Is there any simple way of generating (and checking) MD5 checksums of a list of files in Python? (I have a small program I'm working on, and I'd like to confirm the checksums of the files).
+1
A:
There is a way that's pretty memory inefficient.
import hashlib
[(fname, hashlib.md5(file(fname, 'r').read()).digest()) for fname in fnamelst]
This will give you a list of tuples, each tuple containing the name of its file and its hash.
I strongly question your use of MD5. You should be at least using SHA1. MD5 is known broken, and shouldn't be used for any purpose, even if you don't think your purpose is security sensitive.

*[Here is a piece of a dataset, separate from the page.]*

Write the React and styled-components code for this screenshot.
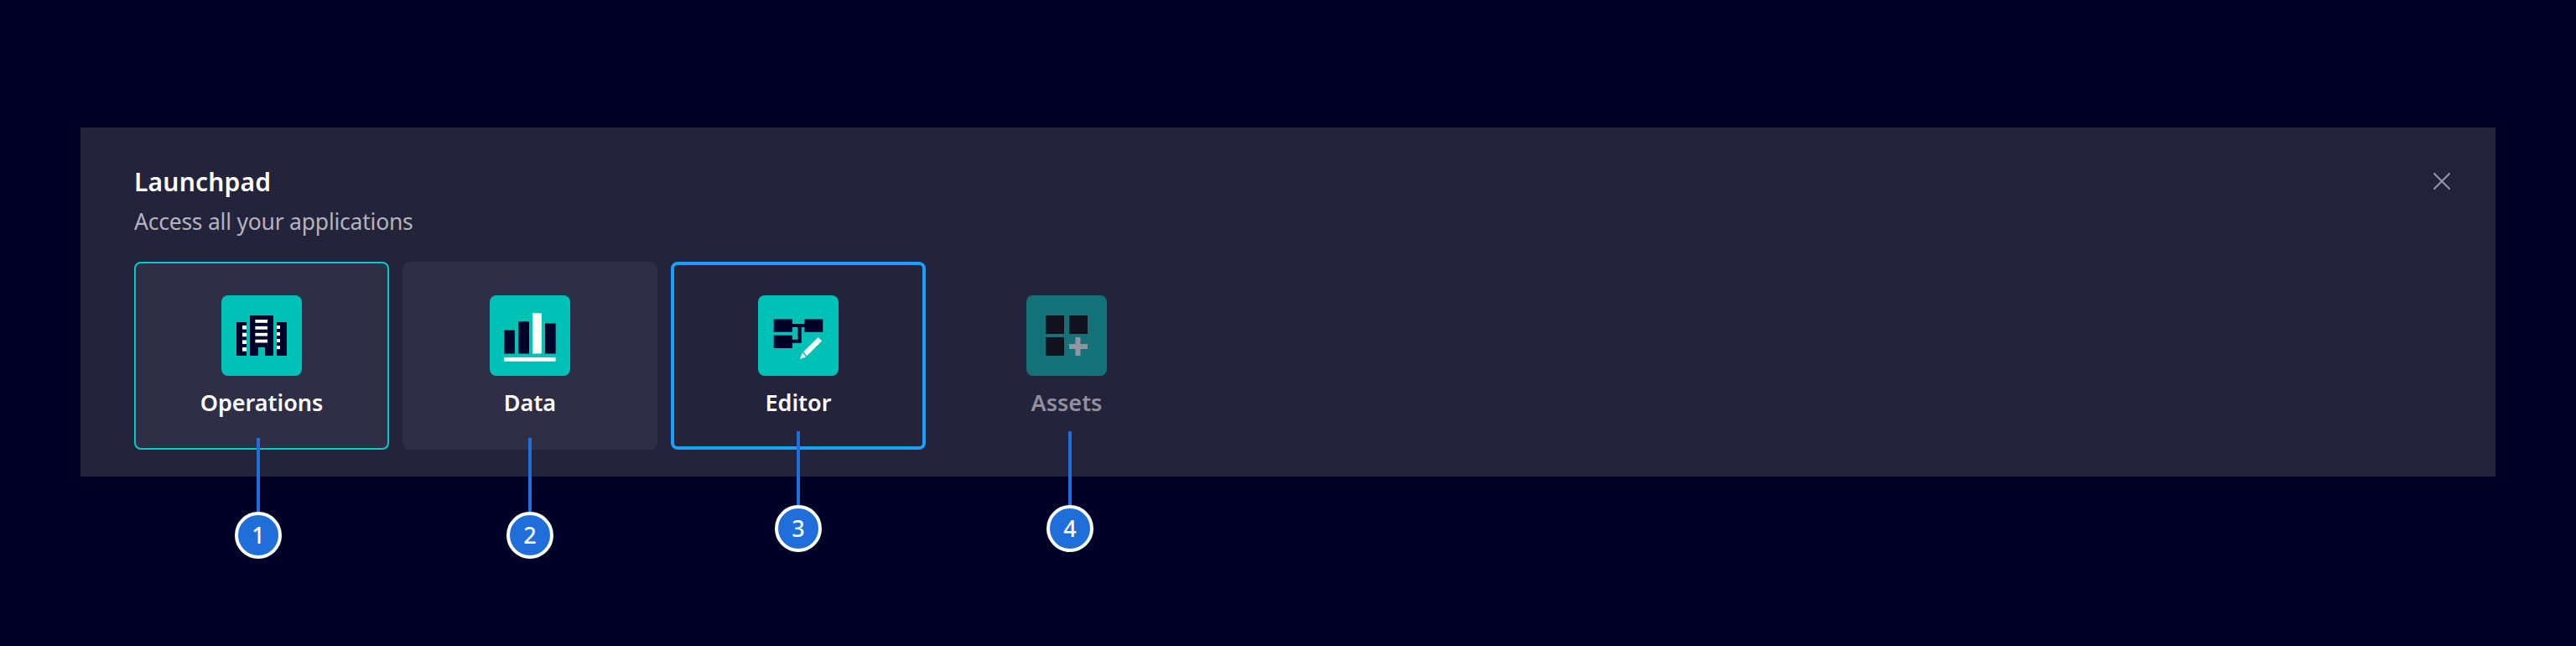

Here is a way that is more complex, but not memory inefficient:
import hashlib
def hashfile(afile, hasher, blocksize=65536):
buf = afile.read(blocksize)
while len(buf) > 0:
hasher.update(buf)
buf = afile.read(blocksize)
return hasher.digest()
[(fname, hashfile(file(fname, 'r'), hashlib.md5()) for fname in fnamelst]
Omnifarious
2010-08-07 19:53:25
I'm only using MD5 to confirm the file isn't corrupted. I'm not so concerned about it being broken.
Alexander
2010-08-07 20:03:30
@TheLifelessOne: And despite @Omnifarious scary warnings, that is perfectly good use of MD5.
GregS
2010-08-07 20:09:02
@GregS, @TheLifelessOne - Yeah, and next thing you know someone finds a way to use this fact about your application to cause a file to be accepted as uncorrupted when it isn't the file you're expecting at all. No, I stand by my scary warnings. I think MD5 should be removed or come with deprecation warnings.
Omnifarious
2010-08-07 20:21:32
+4
A:
You can use hashlib.md5()
Note that sometimes you won't be able to fit the whole file in memory. In that case, you'll have to read chunks of 128 bytes sequentially and feed them to the Md5 function. See this question.
quantumSoup
2010-08-07 19:53:52
Well if any of the files are larger than 1MB, then I've got some problems. Thanks though. I think that solves my problem.
Alexander
2010-08-07 19:59:09